Northern Ireland abortion law ‘untenable’, ‘disproportionate’, and needs ‘radical reconsideration’, says Supreme Court

Northern Ireland (NI) has one of the most draconian abortion laws in Europe. The legislation provides that it is only lawful to perform an abortion for the purpose of preserving the life of the woman, or where there is a risk that she would become a “physical or mental wreck”. A woman who has an abortion in NI is liable to criminal prosecution, with a maximum penalty of life imprisonment.

The Abortion Act 1967 reformed the law in England, Scotland and Wales, making abortion widely available in practice. NI was specifically excluded from the Act, meaning the position there remains frozen in time.

But a ruling today from the UK’s most senior court could change all of that.

In a long-awaited judgment, a majority of the Supreme Court has held that the current law on abortion in NI breaches human rights legislation by failing to provide exceptions to the prohibition on abortion in cases where the foetus will not survive birth (referred to as cases of fatal foetal abnormality) or where the pregnancy is the result of rape or incest.

The road to the Supreme Court
The case started as an application for judicial review by the Northern Ireland Human Rights Commission (NIHRC) in 2015. NIHRC sought to challenge the compatibility of the law in NI with article 3 (the right not to be subjected to torture or to inhuman or degrading treatment), article 8 (the right to autonomy and a private life) and article 14 (the right not to be discriminated against) of the European Convention on Human Rights (ECHR), in respect of the prohibition of abortion in cases of fatal foetal abnormality (FFA), other serious malformations of the foetus, rape and incest.

The case was therefore brought on narrow grounds, but today’s decision is highly significant in its recognition that the current legislative regime violates the human rights of Northern Irish women.

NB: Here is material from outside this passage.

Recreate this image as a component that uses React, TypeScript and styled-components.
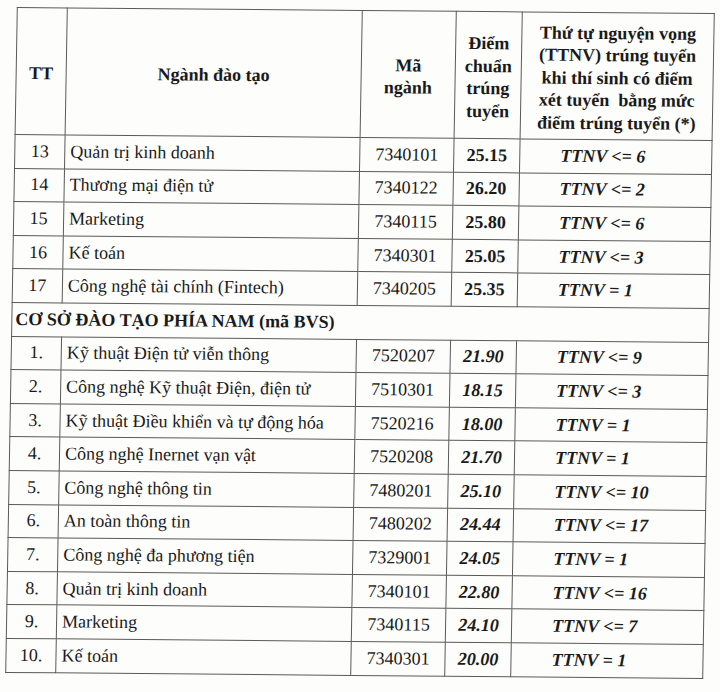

NIHRC partly succeeded in the High Court in NI: in November 2015, Mr Justice Horner found that for cases involving FFA and rape/incest the legal position breached Article 8 ECHR. The Article 3 and 14 arguments were rejected, as was the third exception (for serious malformations of the foetus).

In June 2017, the Court of Appeal of NI overturned that decision, with the majority finding that the abortion law in NI did not breach women’s rights to privacy and bodily autonomy under Article 8 ECHR. However, they granted the NIHRC permission to appeal to the Supreme Court on an urgent basis.

The appeal in the Supreme Court was heard before an enlarged panel (seven judges) across three days in October 2017. 10 organisations intervened in the case, including our clients, Humanists UK, Amnesty International and the Society for the Protection of Unborn Children.


Radical reconsideration needed
In five separate judgments spanning 371 paragraphs, a majority of the Supreme Court found that the abortion regime in NI breaches women’s rights to privacy and bodily autonomy – protected under Article 8 ECHR – in cases of FFA pregnancies, or where the pregnancy has arisen as a result of rape or incest.

Two of the judges (Lord Kerr and Lord Wilson) went further and held that the prohibition on abortion in those three categories subjects women to inhuman or degrading treatment, contrary to Article 3 ECHR.

The possibility that Northern Irish women may be able to travel overseas for lawful abortions – as three women do every day – was widely discussed both during the hearing and in the judgments. Lord Mance described the “stress, indignity and expense of arranging for a mechanical process of abortion away from their familiar home surroundings and sources of local support”. NI “merely outsources the issue”, he said, and so the regime didn’t even achieve what it set out to in any event. Lady Hale agreed with the recent report of the UN Committee on the Elimination of Discrimination against Women (CEDAW) that travelling out of the jurisdiction for an abortion is “not a viable solution”.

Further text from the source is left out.